実は、この長編を制作するにあたり北京で主人公のオーディションをしたのです。そこでルー・ユーライに出会い、「この人だ」と思いました。そのとき、僕が彼に言ったのは、「長編は一年後に撮影に入るが、その前にお互いをよく知るために短編を作ろう。同じ作るなら、登場人物もキャラクターも同じで、長編と関わりのある話しにしよう。脚本を僕が書くから」ということでした。それが2016年の5月で、僕はその後2週間かけて短編の脚本を書いた。
つまり、短編は長編を一瞬にして感じさせるパイロットバージョンでありながら、短編映画としてきちんと成立するものにしたかったのです。それで6月に彼を東京に呼び、3日間でこれを撮ったのです。
Q: 中国人の俳優、ルー・ユーライを「この人だ」と監督が思われた根拠は?
顔ですね。彼の顔は本当にイノセンスそのままの雰囲気を持っています。
ルー・ユーライは、もちろん教育を受けた役者なんですが、ああいったイノセンスなものは訓練してできるものではない。天性のものだと思います。そして、彼のこの雰囲気が間違いなく自分の映画には必要なんだと、演技を見なくてもわかりました。
Q: イノセントな中国の青年が、技能実習生として日本に来て苦労するというストーリーなので、純粋さが必要だったと?
今回本当に難しいのは、中国人が主人公の映画に対し観客に共感を持ってもらうということです。特に アイドル映画がたくさんあるような今の日本で、中国人の不法労働者が主役の映画なんて誰が見たいと思うかということです。
このことは僕にとっても大きなチャレンジなんですけれど、そんな中で一つの要素として役者の顔、役者が持つ雰囲気というのは本当に重要で、いくら脚本が良くていくら撮り方が良くても、キャスティング間違えると共感が全くできないということはあると思うんですよ。だから、彼だったら間違いないという、その感覚ですね。

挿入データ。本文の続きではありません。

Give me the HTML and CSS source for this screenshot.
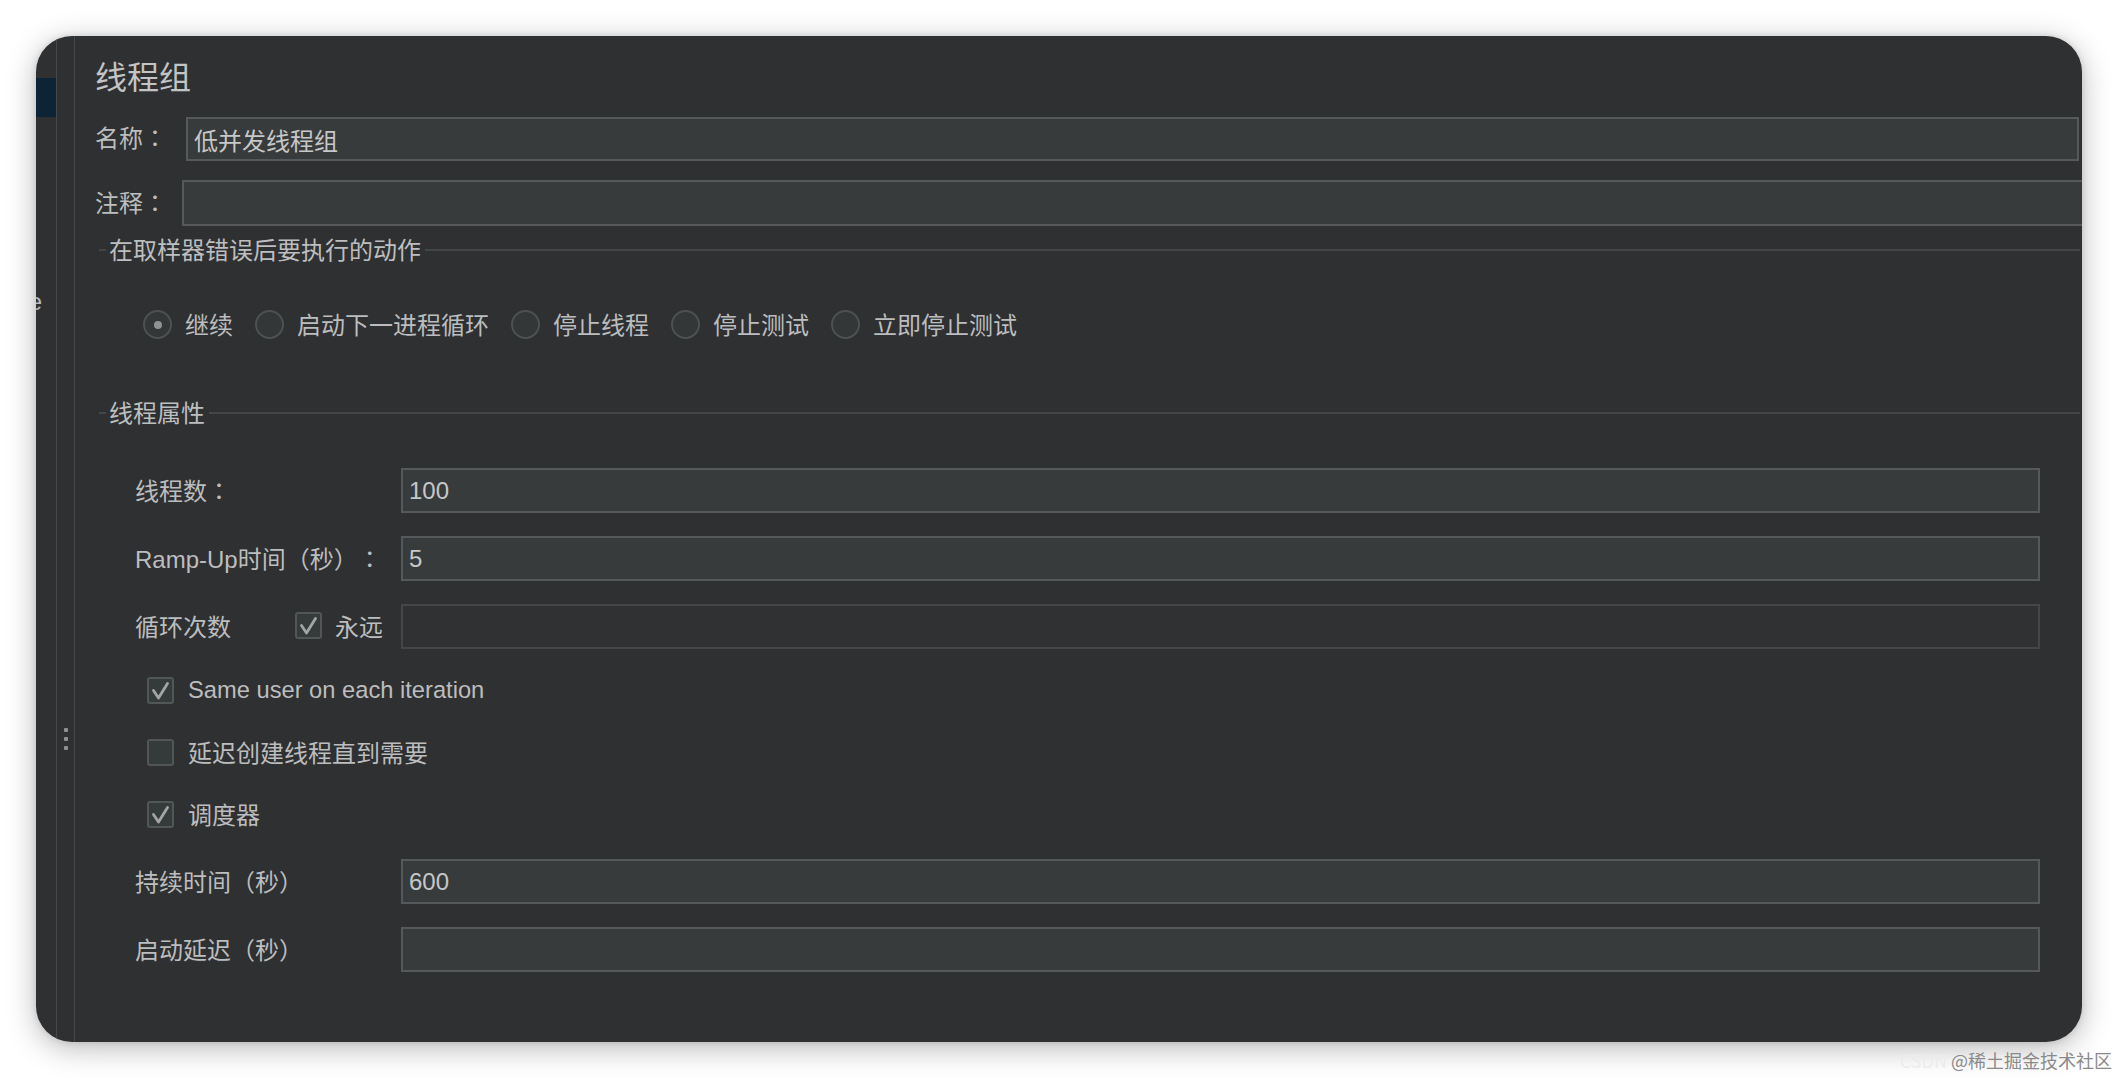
FILE: index.html
```html
<!DOCTYPE html>
<html lang="zh-CN">
<head>
<meta charset="utf-8">
<title>线程组</title>
<link rel="stylesheet" href="styles.css">
</head>
<body>
<div class="window">
  <aside class="tree">
    <div class="tree-row tree-row--selected"></div>
    <div class="tree-row tree-row--clipped">Response</div>
  </aside>
  <div class="splitter">
    <span class="grip"></span>
    <span class="grip"></span>
    <span class="grip"></span>
  </div>
  <main class="editor">
    <h1 class="editor-title">线程组</h1>

    <div class="field-row field-row--name">
      <label class="field-label field-label--name">名称<span class="colon" lang="zh-Hant">：</span></label>
      <input class="text-input text-input--name" type="text" value="低并发线程组">
    </div>
    <div class="field-row field-row--comment">
      <label class="field-label field-label--comment">注释<span class="colon" lang="zh-Hant">：</span></label>
      <input class="text-input text-input--comment" type="text" value="">
    </div>

    <section class="group">
      <div class="group-title"><span class="group-legend">在取样器错误后要执行的动作</span></div>
      <div class="radio-row">
        <label class="radio-item"><span class="radio radio--on"></span><span class="item-text">继续</span></label>
        <label class="radio-item"><span class="radio"></span><span class="item-text">启动下一进程循环</span></label>
        <label class="radio-item"><span class="radio"></span><span class="item-text">停止线程</span></label>
        <label class="radio-item"><span class="radio"></span><span class="item-text">停止测试</span></label>
        <label class="radio-item"><span class="radio"></span><span class="item-text">立即停止测试</span></label>
      </div>
    </section>

    <section class="group group--props">
      <div class="group-title"><span class="group-legend">线程属性</span></div>

      <div class="prop-row prop-row--first">
        <span class="prop-label">线程数<span class="colon" lang="zh-Hant">：</span></span>
        <input class="text-input" type="text" value="100">
      </div>
      <div class="prop-row">
        <span class="prop-label">Ramp-Up时间（秒）<span class="colon" lang="zh-Hant">：</span></span>
        <input class="text-input" type="text" value="5">
      </div>
      <div class="prop-row">
        <span class="prop-label prop-label--loop">
          <span>循环次数</span>
          <span class="check-item">
            <span class="checkbox"><svg viewBox="0 0 27 27"><path d="M6.5 13.5 L11.5 21 L20.5 6.5"/></svg></span>
            <span>永远</span>
          </span>
        </span>
        <input class="text-input text-input--disabled" type="text" value="" disabled>
      </div>

      <div class="check-row check-row--first">
        <span class="checkbox"><svg viewBox="0 0 27 27"><path d="M6.5 13.5 L11.5 21 L20.5 6.5"/></svg></span>
        <span class="latin">Same user on each iteration</span>
      </div>
      <div class="check-row">
        <span class="checkbox"></span>
        <span class="check-text">延迟创建线程直到需要</span>
      </div>
      <div class="check-row">
        <span class="checkbox"><svg viewBox="0 0 27 27"><path d="M6.5 13.5 L11.5 21 L20.5 6.5"/></svg></span>
        <span class="check-text">调度器</span>
      </div>

      <div class="prop-row prop-row--after-checks">
        <span class="prop-label">持续时间（秒）</span>
        <input class="text-input" type="text" value="600">
      </div>
      <div class="prop-row">
        <span class="prop-label">启动延迟（秒）</span>
        <input class="text-input" type="text" value="">
      </div>
    </section>
  </main>
</div>

<div class="watermark"><span class="watermark-faint">CSDN</span><span class="watermark-main">@稀土掘金技术社区</span></div>
</body>
</html>
```

FILE: styles.css
```css
html, body {
  margin: 0;
  background: #ffffff;
}

body {
  position: relative;
  height: 1078px;
  overflow: hidden;
  font-family: "Liberation Sans", "Noto Sans CJK SC", sans-serif;
  font-size: 24px;
  color: #bcbdbe;
  text-spacing-trim: space-all;
}

/* centred full-width colon */
.colon {
  font-family: "Noto Sans CJK TC", sans-serif;
}

.latin {
  font-size: 23.7px;
}

/* CJK ink sits a little low in its line box; lift it to the control centre */
.item-text {
  padding-bottom: 3px;
}

.check-text {
  padding-bottom: 1px;
}

/* Application window */
.window {
  margin: 36px 0 0 36px;
  width: 2046px;
  height: 1006px;
  border-radius: 36px;
  background: #2f3032;
  display: flex;
  overflow: hidden;
  box-shadow: 0 6px 30px rgba(0, 0, 0, 0.28), 0 0 6px rgba(0, 0, 0, 0.12);
}

/* Tree pane, mostly collapsed */
.tree {
  width: 20px;
  flex: none;
  border-right: 1px solid #45484a;
  display: flex;
  flex-direction: column;
}

.tree-row {
  height: 39px;
  flex: none;
}

.tree-row--selected {
  margin-top: 42px;
  background: #0d2437;
}

.tree-row--clipped {
  margin-top: 165px;
  display: flex;
  justify-content: flex-end;
  align-items: center;
  padding-right: 14px;
  overflow: hidden;
  white-space: nowrap;
  color: #b9babb;
}

/* Split pane divider */
.splitter {
  width: 18px;
  flex: none;
  border-right: 1px solid #45484a;
  display: flex;
  flex-direction: column;
  align-items: center;
  padding-top: 692px;
  gap: 5px;
  box-sizing: border-box;
}

.grip {
  width: 4px;
  height: 4px;
  background: #8e9091;
  border-radius: 1px;
}

/* Editor panel */
.editor {
  flex: 1;
  min-width: 0;
  padding-left: 20px;
  overflow: hidden;
  display: flex;
  flex-direction: column;
}

.editor-title {
  margin: 22px 0 0;
  height: 40px;
  font-size: 32px;
  font-weight: normal;
  line-height: 40px;
  color: #c3c4c5;
}

.field-row {
  display: flex;
  align-items: center;
  flex: none;
}

.field-row--name {
  margin-top: 19px;
  height: 44px;
}

.field-row--comment {
  margin-top: 19px;
  height: 46px;
}

.field-label {
  flex: none;
  white-space: nowrap;
  padding-bottom: 4px;
}

.field-label--name { width: 91px; padding-bottom: 5px; }
.field-label--comment { width: 87px; }

.text-input {
  box-sizing: border-box;
  flex: 1;
  min-width: 0;
  height: 100%;
  margin: 0;
  padding: 0 6px;
  border: 2px solid #56595b;
  border-radius: 0;
  background: #383b3c;
  font: inherit;
  color: #c6c7c8;
  outline: none;
}

.text-input--name { margin-right: 3px; }
.text-input--comment { margin-right: -30px; }

.text-input--disabled {
  background: #2f3133;
  border-color: #444749;
}

/* Titled groups */
.group {
  margin: 0 2px 0 4px;
  flex: none;
  display: flex;
  flex-direction: column;
}

.group-title {
  margin-top: 8px;
  height: 32px;
  display: flex;
  align-items: center;
}

.group-title::before {
  content: "";
  width: 7px;
  height: 2px;
  background: #434648;
}

.group-title::after {
  content: "";
  flex: 1;
  height: 2px;
  background: #434648;
}

.group-legend {
  padding: 1px 4px 0 3px;
  line-height: 32px;
  white-space: nowrap;
  color: #bdbebf;
}

.group--props .group-title {
  margin-top: 58px;
}

/* Radio buttons */
.radio-row {
  margin-top: 44px;
  padding-left: 44px;
  height: 29px;
  display: flex;
  align-items: center;
  gap: 22px;
}

.radio-item {
  display: flex;
  align-items: center;
  gap: 13px;
  white-space: nowrap;
}

.radio {
  box-sizing: border-box;
  width: 29px;
  height: 29px;
  border-radius: 50%;
  border: 2px solid #4c5152;
  background: #333738;
  display: flex;
  align-items: center;
  justify-content: center;
}

.radio--on::after {
  content: "";
  width: 8px;
  height: 8px;
  border-radius: 50%;
  background: #8f9293;
}

/* Property rows */
.prop-row {
  display: flex;
  align-items: center;
  height: 45px;
  margin-top: 23px;
  padding: 0 40px 0 36px;
}

.prop-row--first { margin-top: 39px; }
.prop-row--after-checks { margin-top: 25px; }

.prop-label {
  flex: none;
  width: 266px;
  white-space: nowrap;
  padding-bottom: 3px;
}

.prop-label--loop {
  box-sizing: border-box;
  display: flex;
  align-items: center;
  justify-content: space-between;
  padding-right: 18px;
}

.check-item {
  display: flex;
  align-items: center;
  gap: 13px;
}

/* Checkboxes */
.check-row {
  display: flex;
  align-items: center;
  gap: 14px;
  height: 40px;
  margin-top: 22px;
  padding-left: 48px;
  white-space: nowrap;
}

.check-row--first { margin-top: 21px; }

.checkbox {
  box-sizing: border-box;
  flex: none;
  width: 27px;
  height: 27px;
  border: 2px solid #515657;
  border-radius: 3px;
  background: #353a3b;
  display: flex;
}

.checkbox svg {
  flex: none;
  margin: -2px;
  width: 27px;
  height: 27px;
}

.checkbox path {
  fill: none;
  stroke: #a2a4a5;
  stroke-width: 2.8;
  stroke-linecap: round;
  stroke-linejoin: round;
}

/* Image host watermark */
.watermark {
  position: absolute;
  right: 6px;
  top: 1047px;
  font-family: "Noto Sans CJK SC", sans-serif;
  font-size: 18px;
  line-height: 26px;
  white-space: nowrap;
}

.watermark-faint {
  color: #ececec;
  margin-right: 4px;
}

.watermark-main {
  color: #8a8a8a;
}
```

Q: 長編には物語性も随分入りますか?また映像技術的に短編での手法を使いますか?
長編のあらすじは、主人公が不法労働者になり山形県の蕎麦屋さんに住み込みで働くことになるというものです。そこで日本の蕎麦職人と出会うことで、彼がある種の成長をしていくという、まあ話しとしてはクラシックな、いわゆる青春物語だと言えるようなものを作りたいなと思っています。
映像技術的には、 短編の15分だとパワーを集中させてグワーッと持っていけますが、長編の90分でそれをやると、もうとてもじゃないけれど観客の方がもたないので、メリハリというか、ゆるいとこもあるしグッといくところもあると思います。でもそこのところは、僕にとっても未知なので。90分をどうするかは、ある種初心者なので。ま、そういう面で楽しみだし、大きなチャレンジになります。
取材・記事 里信邦子(ロカルノにて)
近浦啓監督略歴
ドイツと日本で育つ。大阪大学で経済と映画を学ぶ。2006年、東京でメディア・プロダクション「Creatps Inc.」を設立。2012年、映画制作を開始。音楽ドキュメンターや音楽家のライブ映画を制作。短編映画に『Empty House』、『なごり柿』に続き今回の『Signature』がある。『なごり柿』は2016年、短編映画祭の世界最高峰といわれるクレルモンフェラン国際短編映画祭にノミネートされた。